Now, let's check the training and testing accuracy of the model using its `.score()` method: 

In [None]:
# Training accuracy score

print("Training Accuracy for Random Forest Classifier: {:.4}%".format(rf_score_train * 100))

In [None]:
# Test accuracy score

print("Test Accuracy for Random Forest Classifier: {:.4}%".format(rf_score_test * 100))

### Feature importance

In [None]:
# Plot the feature importance
plot_feature_importances(forest)

### Look at the trees in your forest

Let's create a forest with some small trees.

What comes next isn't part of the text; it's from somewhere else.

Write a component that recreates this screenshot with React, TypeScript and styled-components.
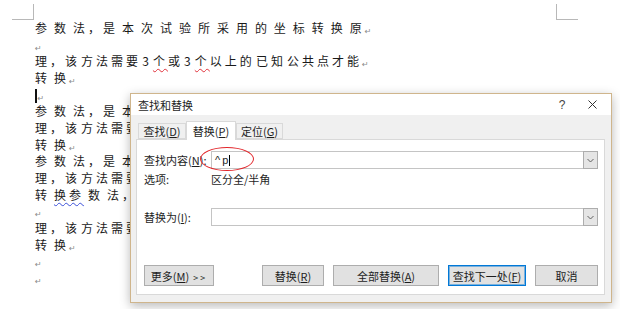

You'll learn how to access trees in your forest!

In the cell below, create another `RandomForestClassifier`.  Set the number of estimators to 5, the `max_features` to 10, and the `max_depth` to 2.

In [None]:
# Instantiate and fit a RandomForestClassifier


# Fit the classifier


Changing `max_features` to smaller values will generate to different trees in your forest! The trees in your forest are stored in the `.estimators_` attribute.

In the cell below, get the first tree from `forest_2.estimators_` and store it in `rf_tree_1`

In [None]:
# Get the first tree from forest_2


Use the `plot_feature_importances()` function to visualize which features this tree was given to use during subspace sampling. 

In [None]:
# Feature importance
plot_feature_importances(rf_tree_1)

Assign the second tree to `rf_tree_2`, and visualize it using `plot_feature_importances()`. 

In [None]:
# Second tree from forest_2


In [None]:
# Feature importance
plot_feature_importances(rf_tree_2)

**Question**: What can you conclude about these two trees and what can you say about how random forests work?

## Summary

Above, we built a few different tree ensemble methods. We demonstrated how to visualize and interpret feature importances, as well as compare individual trees from a random forest to see if we could notice the differences in the features they were trained on.